それが、エコチャージャーなら、モバイルバッテリー(エコチャージャー)本体と、給電用のUSBケーブル、という2点だけで済む。持ち歩くパーツが少なくなるため、荷物の量が抑えられ、よりシンプルに充電にできるのだ。
一般的なモバイルバッテリーをAC電源経由で充電するには、アクセサリが必要だった。写真は三洋電機の「KBC-L3A」(USBケーブルは純正品を使用していません) | エコチャージャーなら、コンセントに直接差し込めるため、アクセサリが不要 |
ただし本製品には、使用回数は約500回までという制限が加えられている。つまり、使い続けるにつれて、だんだんと使えなくなってしまうのだ。単三型のエネループが1,500回繰り返し使用できることを考えると、ちょっと心許ない感もある。
また、電池容量が1,400mAhと、そもそもあまり容量が多くないというのも心配だ。三洋が現在発売している「エネループ モバイルブースター KBC-L2AS」、および10月より発売する「KBC-L2BS」なら、容量はドーンと5,000mAh。エコチャージャーがいくら充電しやすいといっても、モバイルブースターなら大容量のためそもそも充電の頻度を省けるというメリットがある。さらに言えば、KBC-L2BSはiPadにも対応する。総合的に見れば、モバイルブースターの方が高性能だろう。
その点を考慮すると、エコチャージャーのメリットはその手軽さだ。
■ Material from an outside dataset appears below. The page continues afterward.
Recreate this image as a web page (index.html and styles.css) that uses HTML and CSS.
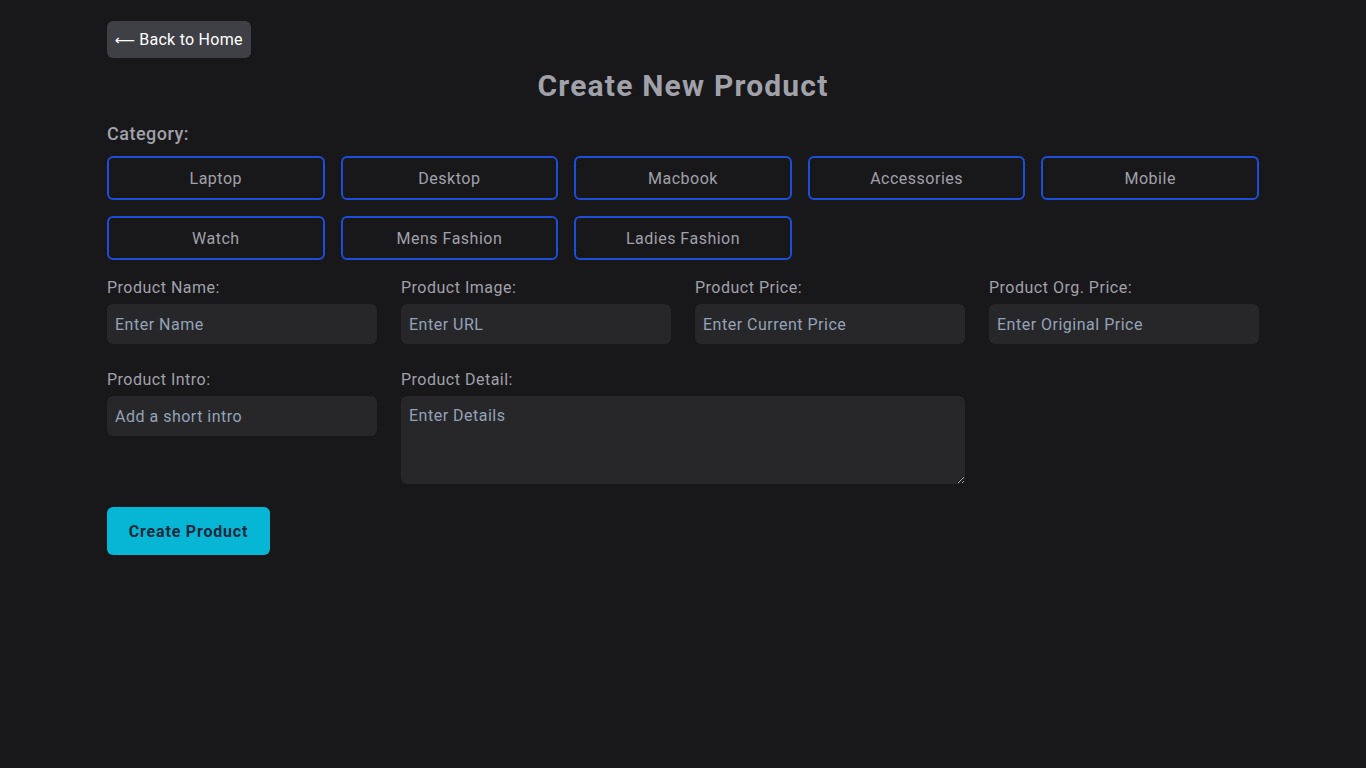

購入しやすい価格に、すぐにコンセントに差しこんで充電できるという手軽さは、今回のような1泊2日の旅行にはピッタリだった。複数のモバイル機器をガッツリ使用するハイレベルな“モバイラー”よりも、私のようなスマートフォンなど携帯電話を1台だけ充電できればいいや、というライトユーザーの方が相性が良いだろう。8月は終わったが、9月・10月の連休にお出掛けの予定がある方は、旅のお供としてお勧めしたい。